Training philosophy – ‘what is fitness’

One question I get all the time is ‘will I lose my fitness’ when an athlete faces down-time due to a niggle. Coaches only  get this question when the runner can still ‘run through the pain’ so you know the injury has not yet reached critical stages.

How we answer the question depends on our definition of fitness. Many endurance coaches and athletes chose a narrow interpretation simply relating to our energy systems and cardiovascular abilities – our ‘metabolic conditioning’ or ‘bioenergetics’ as it has been known since Renato Canova took the stage in athletics.

The definition is really stupidity – you cannot drive a car with a big engine but no wheels nor do you have any use for a fantastic cardiovascular system with two broken legs.

Fitness is your ability to respond to the demands placed upon you in any given moment whether that be running a marathon or lifting a crate. An injured runner has low fitness because they cannot cope with the demands of a marathon.

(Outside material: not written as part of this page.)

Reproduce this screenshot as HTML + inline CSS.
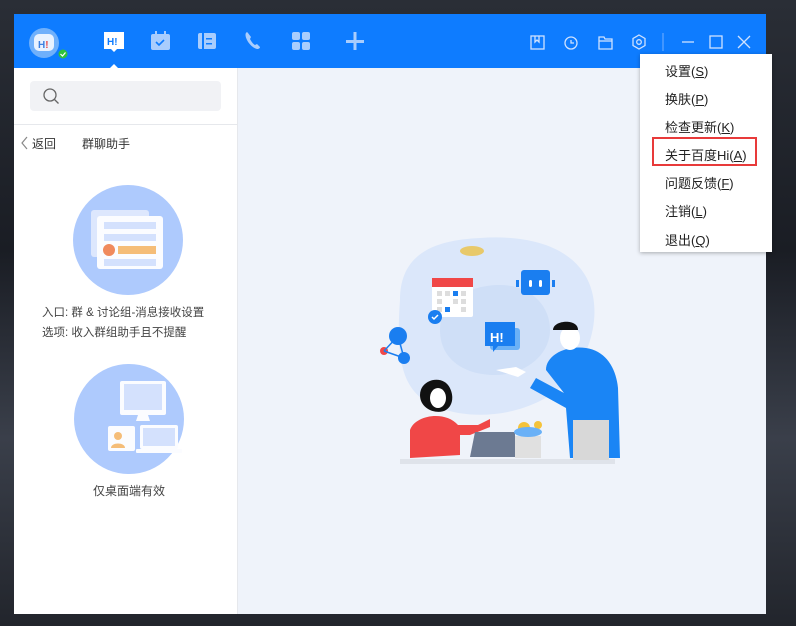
<!DOCTYPE html>
<html><head><meta charset="utf-8"><style>
*{margin:0;padding:0;box-sizing:border-box}
body{width:796px;height:626px;overflow:hidden;position:relative;background:#1d2129;font-family:"Liberation Sans","Noto Sans CJK SC",sans-serif;}
.bg{position:absolute;inset:0;background:linear-gradient(180deg,#2a2e36 0%,#1a1d24 40%,#3a3f4a 70%,#22252c 100%)}
.win{position:absolute;left:14px;top:14px;width:752px;height:600px;background:#eff3fa}
.hdr{position:absolute;left:0;top:0;width:752px;height:54px;background:#0e7cff}
.side{position:absolute;left:0;top:54px;width:224px;height:546px;background:#fff;border-right:1px solid #e6e8ec}
.search{position:absolute;left:16px;top:13px;width:191px;height:30px;background:#f1f2f5;border-radius:4px}
.t{position:absolute;font-size:12px;color:#333;white-space:nowrap}
.menu{position:absolute;left:640px;top:54px;width:132px;height:198px;background:#fff;box-shadow:0 1px 4px rgba(0,0,0,.3)}
.menu div{position:absolute;left:25px;font-size:13px;color:#222;white-space:nowrap}
.menu u{text-decoration:underline}
.red{position:absolute;left:12px;top:83px;width:105px;height:29px;border:2px solid #e83a3a}
</style></head><body>
<div class="bg"></div>
<div class="win">
<div class="hdr">
<svg width="752" height="54" style="position:absolute;left:0;top:0">
<circle cx="30" cy="29" r="15" fill="#6fb0fb"/>
<rect x="20" y="20" width="20" height="17" rx="5" fill="#e8f2ff"/>
<text x="24" y="34" font-size="10" font-weight="bold" fill="#3b7fe0" font-family="Liberation Sans">H<tspan fill="#e84a4a">!</tspan></text>
<circle cx="49" cy="40" r="5" fill="#2fc23c" stroke="#0e7cff" stroke-width="1"/>
<path d="M46.5 40l2 2 3-3.5" stroke="#fff" stroke-width="1.2" fill="none"/>
<path d="M90 18h20v17h-7l-3 3-3-3h-7z" fill="#fff"/>
<text x="93" y="31" font-size="10" font-weight="bold" fill="#0e7cff" font-family="Liberation Sans">H!</text>
<path d="M96 54l4-4 4 4z" fill="#fff"/>
<rect x="137" y="20" width="19" height="16" rx="2" fill="#a9cdfd"/>
<rect x="141" y="17" width="2" height="5" fill="#a9cdfd"/><rect x="150" y="17" width="2" height="5" fill="#a9cdfd"/>
<path d="M142 28l3 3 5-5" stroke="#0e7cff" stroke-width="1.6" fill="none"/>
<rect x="184" y="19" width="18" height="16" rx="2" fill="#a9cdfd"/>
<rect x="188" y="19" width="2" height="16" fill="#0e7cff"/>
<rect x="192" y="24" width="6" height="1.5" fill="#0e7cff"/><rect x="192" y="29" width="6" height="1.5" fill="#0e7cff"/>
<path d="M233 18c-2 1-2 4 0 8s6 8 10 9c2 0 3-1 3-2l-3-3-2 1c-2-1-4-4-5-6l1-2-3-4z" fill="#a9cdfd"/>
<rect x="278" y="18" width="8" height="8" rx="2" fill="#a9cdfd"/><rect x="288" y="18" width="8" height="8" rx="2" fill="#a9cdfd"/>
<rect x="278" y="28" width="8" height="8" rx="2" fill="#a9cdfd"/><rect x="288" y="28" width="8" height="8" rx="2" fill="#a9cdfd"/>
<rect x="332" y="26" width="18" height="3" fill="#a9cdfd"/><rect x="339.5" y="18" width="3" height="18" fill="#a9cdfd"/>
<g stroke="#cfe2ff" stroke-width="1.3" fill="none">
<rect x="517" y="22" width="13" height="13"/><path d="M521 22v6l2-2 2 2v-6"/>
<circle cx="557" cy="29" r="6"/><path d="M557 26v3h3"/>
<path d="M585 23h5l1 2h7v10h-13z"/><path d="M585 27h13"/>
<path d="M625 21l6 3.5v7l-6 3.5-6-3.5v-7z"/><circle cx="625" cy="28" r="2.3"/>
<path d="M649 19v18" stroke="#5ea4ff"/>
<path d="M668 28h12"/>
<rect x="696" y="22" width="12" height="12"/>
<path d="M724 22l12 12M736 22l-12 12"/>
</g>
</svg>
</div>
<div class="side">
<div class="search"><svg width="20" height="20" style="position:absolute;left:12px;top:5px"><circle cx="8" cy="9" r="6" stroke="#666" stroke-width="1.3" fill="none"/><path d="M12.5 13.5l4 4" stroke="#666" stroke-width="1.3"/></svg></div>
<div style="position:absolute;left:0;top:56px;width:224px;height:1px;background:#e6e8ec"></div>
<svg width="10" height="14" style="position:absolute;left:6px;top:68px"><path d="M7 1l-5 6 5 6" stroke="#888" stroke-width="1.2" fill="none"/></svg>
<div class="t" style="left:18px;top:67px">返回</div>
<div class="t" style="left:68px;top:67px">群聊助手</div>
<svg width="224" height="120" style="position:absolute;left:0;top:116px">
<circle cx="114" cy="56" r="55" fill="#aecafd"/>
<rect x="77" y="26" width="58" height="47" rx="3" fill="#dde7fd"/>
<rect x="83" y="32" width="66" height="53" rx="3" fill="#fbfcff"/>
<rect x="90" y="38" width="52" height="7" fill="#d4e1fd"/><rect x="90" y="50" width="52" height="7" fill="#d4e1fd"/>
<rect x="104" y="62" width="38" height="8" fill="#f5bd78"/><circle cx="95" cy="66" r="6" fill="#f08a5d"/>
<rect x="90" y="75" width="52" height="7" fill="#d4e1fd"/>
</svg>
<div class="t" style="left:28px;top:236px;font-size:11.5px;color:#444">入口: 群 &amp; 讨论组-消息接收设置</div>
<div class="t" style="left:28px;top:256px;font-size:11.5px;color:#444">选项: 收入群组助手且不提醒</div>
<svg width="224" height="120" style="position:absolute;left:0;top:295px">
<circle cx="115" cy="56" r="55" fill="#aecafd"/>
<rect x="106" y="18" width="46" height="34" rx="2" fill="#fbfcff"/><rect x="110" y="21" width="38" height="26" fill="#d4e1fd"/>
<path d="M124 52h10l2 6h-14z" fill="#fbfcff"/>
<rect x="94" y="63" width="27" height="25" rx="2" fill="#fbfcff"/>
<circle cx="104" cy="73" r="4" fill="#f5bd78"/><path d="M97 85c0-6 14-6 14 0z" fill="#f5bd78"/>
<rect x="126" y="62" width="38" height="24" rx="2" fill="#fbfcff"/><rect x="129" y="65" width="32" height="18" fill="#d4e1fd"/>
<rect x="122" y="86" width="46" height="4" rx="1" fill="#fbfcff"/>
</svg>
<div class="t" style="left:79px;top:414px;font-size:12px;color:#444">仅桌面端有效</div>
</div>
<svg width="528" height="546" style="position:absolute;left:224px;top:54px">
<g transform="translate(-238,-68)">
<path d="M400 300c0-50 40-60 80-62 40-3 80 5 100 30 25 30 15 80-10 110-30 35-90 45-130 30-35-12-45-40-40-108z" fill="#dbe7fa"/>
<path d="M440 330c0-30 30-45 60-45s50 20 50 45-25 45-55 45-55-15-55-45z" fill="#cfdff7"/>
<ellipse cx="472" cy="251" rx="12" ry="5" fill="#e8c96a"/>
<rect x="432" y="280" width="41" height="37" rx="2" fill="#fff"/><rect x="432" y="278" width="41" height="9" fill="#f04747"/>
<g fill="#ddd"><rect x="437" y="291" width="5" height="5"/><rect x="445" y="291" width="5" height="5"/><rect x="461" y="291" width="5" height="5"/><rect x="437" y="299" width="5" height="5"/><rect x="453" y="299" width="5" height="5"/><rect x="461" y="299" width="5" height="5"/><rect x="437" y="307" width="5" height="5"/><rect x="461" y="307" width="5" height="5"/></g>
<rect x="453" y="291" width="5" height="5" fill="#1a7ef0"/><rect x="445" y="307" width="5" height="5" fill="#1a7ef0"/>
<circle cx="435" cy="317" r="7" fill="#1a7ef0"/><path d="M432 317l2 2 4-4" stroke="#fff" stroke-width="1.5" fill="none"/>
<rect x="521" y="270" width="29" height="25" rx="3" fill="#1a7ef0"/><rect x="516" y="280" width="3" height="7" fill="#1a7ef0"/><rect x="552" y="280" width="3" height="7" fill="#1a7ef0"/>
<rect x="529" y="280" width="3" height="7" rx="1.5" fill="#fff"/><rect x="539" y="280" width="3" height="7" rx="1.5" fill="#fff"/>
<rect x="490" y="328" width="30" height="22" rx="3" fill="#6ab1f7"/>
<path d="M485 322h30v24h-17l-5 6v-6h-8z" fill="#1a7ef0"/>
<text x="490" y="342" font-size="13" font-weight="bold" fill="#fff" font-family="Liberation Sans">H!</text>
<circle cx="398" cy="336" r="9" fill="#1a7ef0"/><circle cx="404" cy="358" r="6" fill="#1a7ef0"/><circle cx="384" cy="351" r="4" fill="#f04747"/>
<path d="M398 336l6 22M384 351l14-15M384 351l20 7" stroke="#1a7ef0" stroke-width="1.5"/>
<rect x="400" y="459" width="215" height="5" fill="#dfe3ea"/>
<path d="M546 370c0-15 20-25 40-22 20 3 30 20 32 40l2 70h-50l-4-50-36-20 6-10 28 15z" fill="#1a85f5"/>
<path d="M496 370l20-3 10 5-8 5z" fill="#fff"/>
<rect x="573" y="420" width="36" height="40" fill="#d8d8d8"/>
<ellipse cx="570" cy="338" rx="10" ry="12" fill="#fff"/>
<path d="M553 330c0-10 25-12 25 0z" fill="#111"/>
<path d="M410 430c5-15 35-20 48-5l20 0 12-6 0 8-20 8-10 0 0 20-50 3z" fill="#f04747"/>
<path d="M420 395c0-15 20-20 28-10 6 8 6 20 -2 25-8 5-26 0-26-15z" fill="#111"/>
<ellipse cx="438" cy="398" rx="8" ry="10" fill="#fff"/>
<path d="M475 432h40v25h-45z" fill="#6c7a92"/>
<rect x="515" y="436" width="26" height="22" fill="#e0e0e0"/>
<circle cx="524" cy="428" r="6" fill="#f5c33b"/><circle cx="538" cy="425" r="4" fill="#f5c33b"/><ellipse cx="528" cy="432" rx="14" ry="5" fill="#6ab1f7"/>
</g>
</svg>
</div>
<div class="menu">
<div style="top:7px">设置(<u>S</u>)</div>
<div style="top:35px">换肤(<u>P</u>)</div>
<div style="top:63px">检查更新(<u>K</u>)</div>
<div style="top:91px">关于百度Hi(<u>A</u>)</div>
<div style="top:119px">问题反馈(<u>F</u>)</div>
<div style="top:147px">注销(<u>L</u>)</div>
<div style="top:176px">退出(<u>Q</u>)</div>
<span class="red"></span>
</div>
</body></html>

So I tell athletes: ‘if you get injured, you .lose ALL your fitness’ to help them shift their minds away from obsessing about losing cardiovascular abilities. Cardiovascular and musculoskeletal adaptations do build and regress rather quickly but this concern can be easily remedied by doing whichever alternative activity is possible eliciting a similar physiological reaction (such as hiking, doing a MovNat training session, or running-specific strength and conditioning). The only mistake is risking losing ALL your abilities simply to hold onto some of them: imagine going ‘all in’ during a poker game just to protect a few chips. Nonsense. Of course it is.